Task goal:
Copy out the listing that follows exactly, dropping every picture.

Source data:

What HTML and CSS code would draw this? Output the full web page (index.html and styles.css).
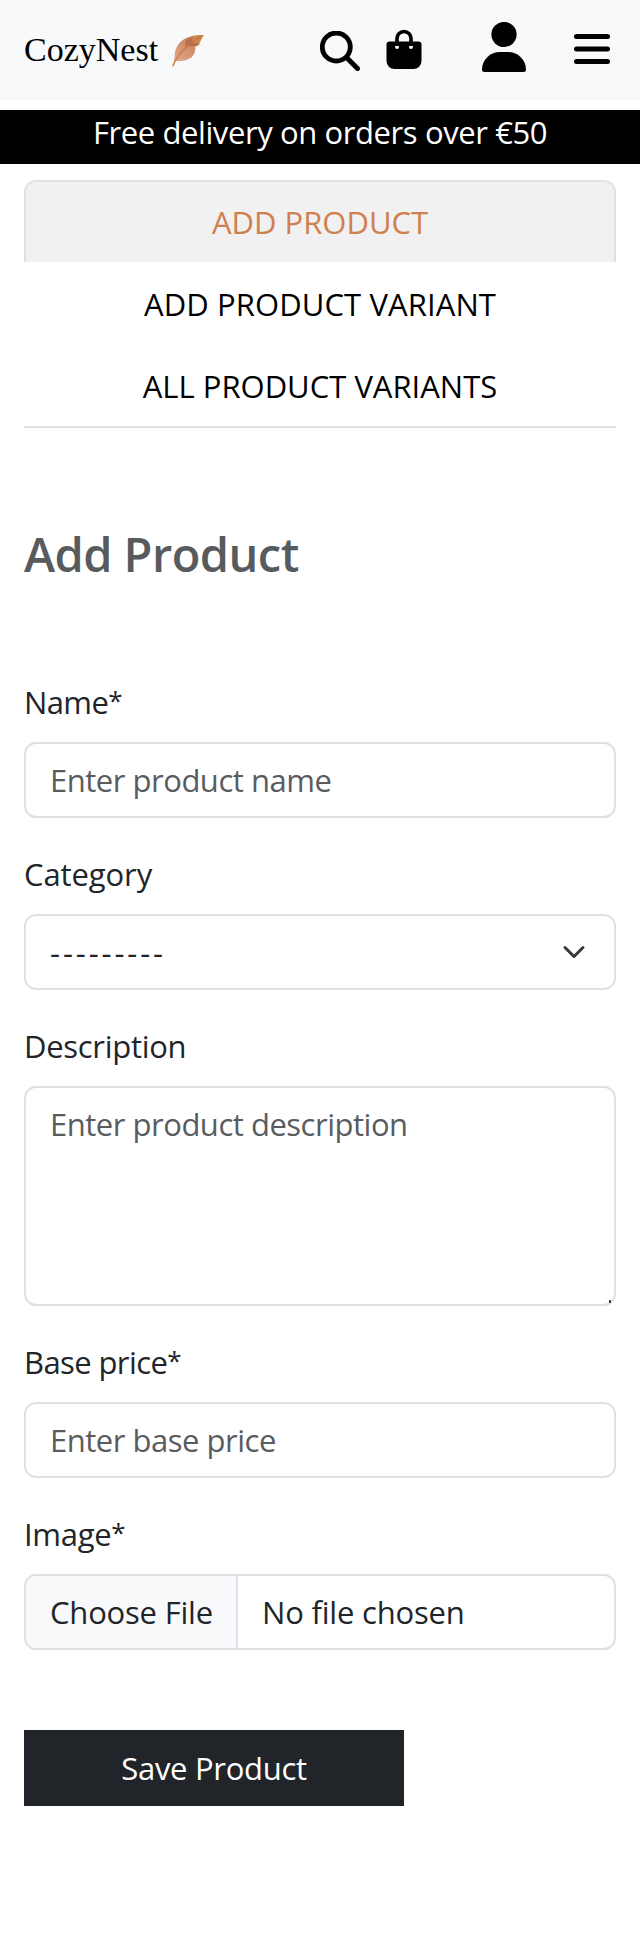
FILE: index.html
```html
<!DOCTYPE html>
<html lang="en">
<head>
<meta charset="utf-8">
<title>CozyNest - Add Product</title>
<link rel="stylesheet" href="styles.css">
</head>
<body>
<header class="navbar">
  <a class="brand"><span class="brand-name">CozyNest</span>
    <svg class="leaf" viewBox="0 0 34 34">
      <defs><linearGradient id="leafFill" x1="1" y1="0" x2="0.2" y2="1"><stop offset="0" stop-color="#c9813f"/><stop offset="0.45" stop-color="#cf8c65"/><stop offset="1" stop-color="#e6aa96"/></linearGradient></defs>
      <path d="M33 1C23 1 13 2 7 11C3 17 4 22 3 27L1 32L2 33L4 27C9 27 15 27 17 25L20 24C23 21 25 17 24 13L28 11C29 7 31 4 33 1Z" fill="url(#leafFill)"/>
      <path d="M15 6L22 3L21 8L28 10L25 12L14 12Z" fill="#a9624a" opacity=".65"/>
      <path d="M2 32C6 21 14 13 29 3" fill="none" stroke="#c87838" stroke-width="1.2"/>
    </svg>
  </a>
  <nav class="actions">
    <svg class="search" viewBox="0 0 40 40"><g fill="none" stroke="#000" stroke-linecap="round"><circle cx="16.300" cy="16" r="14" stroke-width="4.800"/><path d="M27 27L37.500 37.500" stroke-width="5"/></g></svg>
    <svg class="bag" viewBox="0 0 36 40"><path d="M11 17V9.500a7 7 0 0 1 14 0V17" fill="none" stroke="#000" stroke-width="3.600"/><path fill-rule="evenodd" d="M3.500 12.500H32.500a3 3 0 0 1 3 3V32a8 8 0 0 1-8 8H8.500a8 8 0 0 1-8-8V15.500a3 3 0 0 1 3-3ZM11 16a2 2 0 1 0 0 4a2 2 0 0 0 0-4ZM25 16a2 2 0 1 0 0 4a2 2 0 0 0 0-4Z"/></svg>
    <svg class="person" viewBox="0 0 44 50"><circle cx="22" cy="12.500" r="12.600"/><path d="M18 30H26A18 17.500 0 0 1 44 47.500Q44 50 41.500 50H2.500Q0 50 0 47.500A18 17.500 0 0 1 18 30Z"/></svg>
    <svg class="menu" viewBox="0 0 36 30"><path d="M2.500 2.500H33.500M2.500 15H33.500M2.500 27.500H33.500" fill="none" stroke="#000" stroke-width="5" stroke-linecap="round"/></svg>
  </nav>
</header>
<div class="banner"><span>Free delivery on orders over €50</span></div>
<main class="content">
  <nav class="tabs">
    <a class="tab active">ADD PRODUCT</a>
    <a class="tab wide">ADD PRODUCT VARIANT</a>
    <a class="tab">ALL PRODUCT VARIANTS</a>
  </nav>
  <h1 class="title">Add Product</h1>
  <form class="form">
    <div class="field"><label class="label tight">Name<span class="star">*</span></label><input class="control" type="text" placeholder="Enter product name"></div>
    <div class="field"><label class="label loose">Category</label>
      <div class="control select"><span class="dashes">---------</span>
        <svg class="chevron" viewBox="0 0 16 16"><path d="m2 5 6 6 6-6" fill="none" stroke="#343a40" stroke-width="2" stroke-linecap="round" stroke-linejoin="round"/></svg>
      </div></div>
    <div class="field"><label class="label">Description</label>
      <div class="area-wrap"><textarea class="control area" placeholder="Enter product description"></textarea><i class="grip"></i></div></div>
    <div class="field"><label class="label tight">Base price<span class="star">*</span></label><input class="control" type="text" placeholder="Enter base price"></div>
    <div class="field"><label class="label">Image<span class="star">*</span></label>
      <div class="control file"><span class="choose">Choose File</span><span class="chosen">No file chosen</span></div></div>
    <button class="save" type="button">Save Product</button>
  </form>
</main>
</body>
</html>
```
FILE: styles.css
```css
* { box-sizing: border-box; }
body {
  margin: 0;
  background: #fff;
  color: #212529;
  font: 31px/48px "Open Sans", "Noto Sans", sans-serif;
  letter-spacing: -0.3px;
}
.navbar {
  height: 100px;
  padding: 0 30px 0 24px;
  display: flex;
  justify-content: space-between;
  background: #f8f9fb;
}
.brand { display: flex; align-items: flex-start; padding-top: 26px; color: #000; }
.brand-name { font: 34px/48px "Liberation Serif", serif; letter-spacing: 0; width: 147px; }
.leaf { width: 34px; height: 34px; margin-top: 8px; }
.actions { display: flex; align-items: flex-start; }
.search { width: 40px; height: 40px; margin: 31px 26px 0 0; }
.bag { width: 36px; height: 40px; margin: 29px 60px 0 0; }
.person { width: 44px; height: 50px; margin: 22px 48px 0 0; }
.menu { width: 36px; height: 30px; margin-top: 34px; }
.banner {
  height: 54px;
  margin-top: 10px;
  background: #000;
  color: #fff;
  text-align: center;
  line-height: 45px;
  letter-spacing: -0.4px;
}
.content { padding: 16px 24px 0; }
.tabs { border-bottom: 2px solid #dee2e6; letter-spacing: 0; }
.tab {
  display: block;
  height: 82px;
  padding: 18px 0 16px;
  color: #000;
  text-align: center;
}
.tab.wide { letter-spacing: 0.1px; }
.tab.active {
  border: 2px solid #dee2e6;
  border-bottom: 0;
  border-radius: 12px 12px 0 0;
  padding-top: 16px;
  background: #f1f1f1;
  color: #d08050;
}
.title {
  margin: 96px 0 94px;
  font-size: 47px;
  line-height: 60px;
  font-weight: 600;
  letter-spacing: -0.55px;
  color: #575b5e;
}
.form { display: flex; flex-direction: column; gap: 32px; }
.field { display: flex; flex-direction: column; gap: 16px; }
.label { display: block; height: 48px; }
.label.tight { letter-spacing: -0.6px; }
.label.loose { letter-spacing: -0.1px; }
.star { font-size: 26px; line-height: 1; vertical-align: 4px; }
.control {
  width: 100%;
  height: 76px;
  padding: 12px 24px;
  border: 2px solid #dee2e6;
  border-radius: 12px;
  background: #fff;
  font: inherit;
  letter-spacing: -0.2px;
  color: #212529;
}
.control::placeholder { color: #595c5f; opacity: 1; letter-spacing: -0.48px; }
.select { display: flex; justify-content: space-between; align-items: center; }
.dashes { letter-spacing: 2.9px; }
.chevron { width: 24px; height: 24px; margin-right: 4px; }
.area-wrap { position: relative; height: 220px; }
.area { height: 220px; display: block; resize: none; }
.grip { position: absolute; right: 5px; bottom: 3px; width: 2px; height: 3px; background: #444; }
.file { display: flex; padding: 0; overflow: hidden; }
.choose {
  width: 212px;
  padding: 12px 0 12px 24px;
  border-right: 2px solid #dee2e6;
  background: #f8f9fb;
}
.chosen { padding: 12px 24px; }
.save {
  width: 380px;
  height: 76px;
  margin-top: 48px;
  padding: 0;
  border: 0;
  background: #212529;
  color: #fff;
  font: inherit;
  letter-spacing: inherit;
}
```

Solution for this problem:
What HTML and CSS code would draw this? Output the full web page (index.html and styles.css).
FILE: index.html
```html
<!DOCTYPE html>
<html lang="en">
<head>
<meta charset="utf-8">
<title>CozyNest - Add Product</title>
<link rel="stylesheet" href="styles.css">
</head>
<body>
<header class="navbar">
  <a class="brand"><span class="brand-name">CozyNest</span>
    <svg class="leaf" viewBox="0 0 34 34">
      <defs><linearGradient id="leafFill" x1="1" y1="0" x2="0.2" y2="1"><stop offset="0" stop-color="#c9813f"/><stop offset="0.45" stop-color="#cf8c65"/><stop offset="1" stop-color="#e6aa96"/></linearGradient></defs>
      <path d="M33 1C23 1 13 2 7 11C3 17 4 22 3 27L1 32L2 33L4 27C9 27 15 27 17 25L20 24C23 21 25 17 24 13L28 11C29 7 31 4 33 1Z" fill="url(#leafFill)"/>
      <path d="M15 6L22 3L21 8L28 10L25 12L14 12Z" fill="#a9624a" opacity=".65"/>
      <path d="M2 32C6 21 14 13 29 3" fill="none" stroke="#c87838" stroke-width="1.2"/>
    </svg>
  </a>
  <nav class="actions">
    <svg class="search" viewBox="0 0 40 40"><g fill="none" stroke="#000" stroke-linecap="round"><circle cx="16.300" cy="16" r="14" stroke-width="4.800"/><path d="M27 27L37.500 37.500" stroke-width="5"/></g></svg>
    <svg class="bag" viewBox="0 0 36 40"><path d="M11 17V9.500a7 7 0 0 1 14 0V17" fill="none" stroke="#000" stroke-width="3.600"/><path fill-rule="evenodd" d="M3.500 12.500H32.500a3 3 0 0 1 3 3V32a8 8 0 0 1-8 8H8.500a8 8 0 0 1-8-8V15.500a3 3 0 0 1 3-3ZM11 16a2 2 0 1 0 0 4a2 2 0 0 0 0-4ZM25 16a2 2 0 1 0 0 4a2 2 0 0 0 0-4Z"/></svg>
    <svg class="person" viewBox="0 0 44 50"><circle cx="22" cy="12.500" r="12.600"/><path d="M18 30H26A18 17.500 0 0 1 44 47.500Q44 50 41.500 50H2.500Q0 50 0 47.500A18 17.500 0 0 1 18 30Z"/></svg>
    <svg class="menu" viewBox="0 0 36 30"><path d="M2.500 2.500H33.500M2.500 15H33.500M2.500 27.500H33.500" fill="none" stroke="#000" stroke-width="5" stroke-linecap="round"/></svg>
  </nav>
</header>
<div class="banner"><span>Free delivery on orders over €50</span></div>
<main class="content">
  <nav class="tabs">
    <a class="tab active">ADD PRODUCT</a>
    <a class="tab wide">ADD PRODUCT VARIANT</a>
    <a class="tab">ALL PRODUCT VARIANTS</a>
  </nav>
  <h1 class="title">Add Product</h1>
  <form class="form">
    <div class="field"><label class="label tight">Name<span class="star">*</span></label><input class="control" type="text" placeholder="Enter product name"></div>
    <div class="field"><label class="label loose">Category</label>
      <div class="control select"><span class="dashes">---------</span>
        <svg class="chevron" viewBox="0 0 16 16"><path d="m2 5 6 6 6-6" fill="none" stroke="#343a40" stroke-width="2" stroke-linecap="round" stroke-linejoin="round"/></svg>
      </div></div>
    <div class="field"><label class="label">Description</label>
      <div class="area-wrap"><textarea class="control area" placeholder="Enter product description"></textarea><i class="grip"></i></div></div>
    <div class="field"><label class="label tight">Base price<span class="star">*</span></label><input class="control" type="text" placeholder="Enter base price"></div>
    <div class="field"><label class="label">Image<span class="star">*</span></label>
      <div class="control file"><span class="choose">Choose File</span><span class="chosen">No file chosen</span></div></div>
    <button class="save" type="button">Save Product</button>
  </form>
</main>
</body>
</html>
```
FILE: styles.css
```css
* { box-sizing: border-box; }
body {
  margin: 0;
  background: #fff;
  color: #212529;
  font: 31px/48px "Open Sans", "Noto Sans", sans-serif;
  letter-spacing: -0.3px;
}
.navbar {
  height: 100px;
  padding: 0 30px 0 24px;
  display: flex;
  justify-content: space-between;
  background: #f8f9fb;
}
.brand { display: flex; align-items: flex-start; padding-top: 26px; color: #000; }
.brand-name { font: 34px/48px "Liberation Serif", serif; letter-spacing: 0; width: 147px; }
.leaf { width: 34px; height: 34px; margin-top: 8px; }
.actions { display: flex; align-items: flex-start; }
.search { width: 40px; height: 40px; margin: 31px 26px 0 0; }
.bag { width: 36px; height: 40px; margin: 29px 60px 0 0; }
.person { width: 44px; height: 50px; margin: 22px 48px 0 0; }
.menu { width: 36px; height: 30px; margin-top: 34px; }
.banner {
  height: 54px;
  margin-top: 10px;
  background: #000;
  color: #fff;
  text-align: center;
  line-height: 45px;
  letter-spacing: -0.4px;
}
.content { padding: 16px 24px 0; }
.tabs { border-bottom: 2px solid #dee2e6; letter-spacing: 0; }
.tab {
  display: block;
  height: 82px;
  padding: 18px 0 16px;
  color: #000;
  text-align: center;
}
.tab.wide { letter-spacing: 0.1px; }
.tab.active {
  border: 2px solid #dee2e6;
  border-bottom: 0;
  border-radius: 12px 12px 0 0;
  padding-top: 16px;
  background: #f1f1f1;
  color: #d08050;
}
.title {
  margin: 96px 0 94px;
  font-size: 47px;
  line-height: 60px;
  font-weight: 600;
  letter-spacing: -0.55px;
  color: #575b5e;
}
.form { display: flex; flex-direction: column; gap: 32px; }
.field { display: flex; flex-direction: column; gap: 16px; }
.label { display: block; height: 48px; }
.label.tight { letter-spacing: -0.6px; }
.label.loose { letter-spacing: -0.1px; }
.star { font-size: 26px; line-height: 1; vertical-align: 4px; }
.control {
  width: 100%;
  height: 76px;
  padding: 12px 24px;
  border: 2px solid #dee2e6;
  border-radius: 12px;
  background: #fff;
  font: inherit;
  letter-spacing: -0.2px;
  color: #212529;
}
.control::placeholder { color: #595c5f; opacity: 1; letter-spacing: -0.48px; }
.select { display: flex; justify-content: space-between; align-items: center; }
.dashes { letter-spacing: 2.9px; }
.chevron { width: 24px; height: 24px; margin-right: 4px; }
.area-wrap { position: relative; height: 220px; }
.area { height: 220px; display: block; resize: none; }
.grip { position: absolute; right: 5px; bottom: 3px; width: 2px; height: 3px; background: #444; }
.file { display: flex; padding: 0; overflow: hidden; }
.choose {
  width: 212px;
  padding: 12px 0 12px 24px;
  border-right: 2px solid #dee2e6;
  background: #f8f9fb;
}
.chosen { padding: 12px 24px; }
.save {
  width: 380px;
  height: 76px;
  margin-top: 48px;
  padding: 0;
  border: 0;
  background: #212529;
  color: #fff;
  font: inherit;
  letter-spacing: inherit;
}
```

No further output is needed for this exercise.